The Internet of Things (IoT) holds great promises as an enabler of a wide
spectrum of pervasive applications (e.g., urban monitoring, smart home or
emergency scenario). As the range of applications of IoT extends in the
fields of industrial and mission-critical, additional requisites relating to
robustness and reliability appear. We are faced with systems that are
noteworthy for their gathering ability but fail in ensuring their own
reliance and proper operation. In this tutorial, we start by first
discussing the various aspects of faults, with particular focus on those
encountered in Wireless Sensor Networks and Internet of Things. We then
cover the techniques of detection, tolerance and injection of faults in
these systems. Finally, we discuss techniques for high-level application
development in the IoT, coupled with new developments in expressing and
ensuring fault tolerance requirements in IoT applications. The theoretical
part of the tutorial will be followed by a practical session, where we will
use the Srijan macroprogramming toolkit to develop IoT applications,
including fault-tolerant components.
More information:

Tutorial: Techniques for Secure Programming

Security is crucial to the software that we develop and use. With the growth
of both Grid and Cloud services, security is becoming even more critical.
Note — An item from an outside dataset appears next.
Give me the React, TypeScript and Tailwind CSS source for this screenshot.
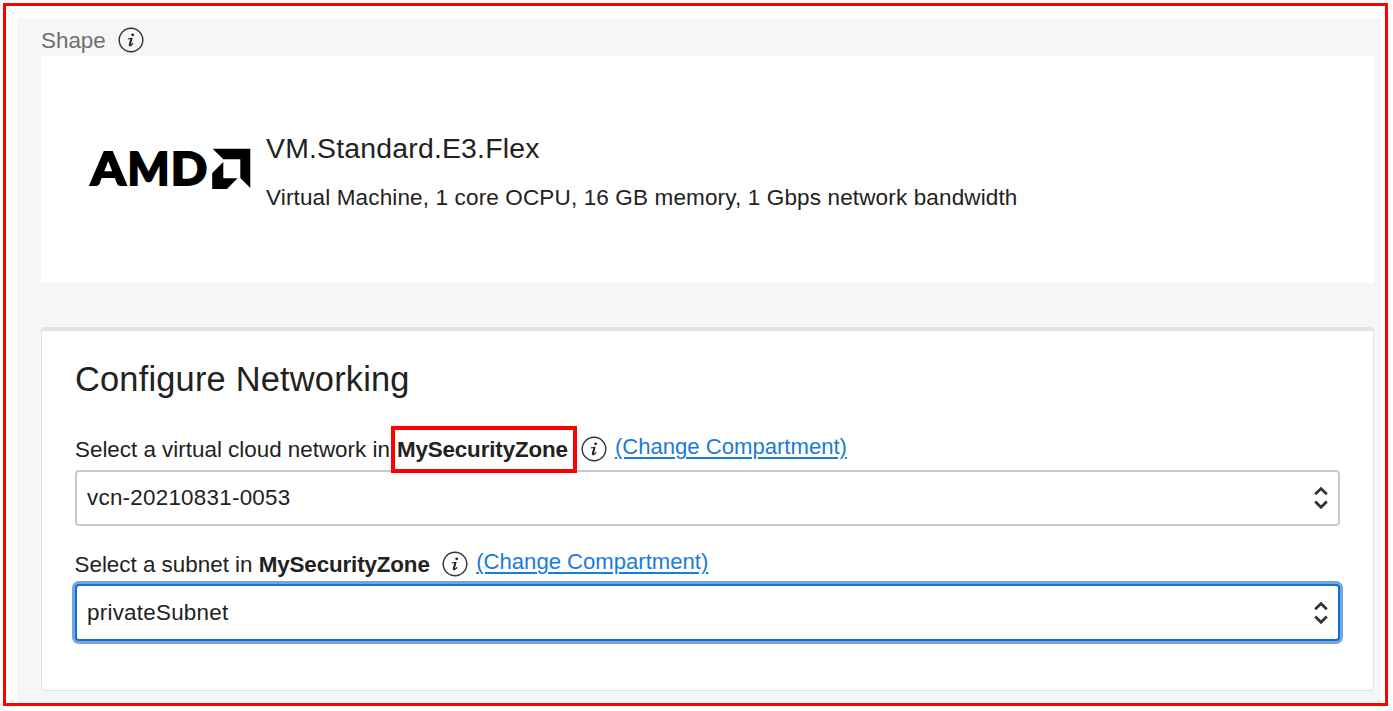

This tutorial is relevant to anyone wanting to learn about minimizing
security flaws in the software they develop. You will learn skills critical
for software developers and analysts concerned with security. This tutorial
presents coding practices subject to vulnerabilities, with examples of how
they commonly arise, techniques to prevent them, and exercises to reinforce
them. Most examples are in Java, C, C++, Perl and Python, and come from real
code belonging to Cloud and Grid systems we have assessed.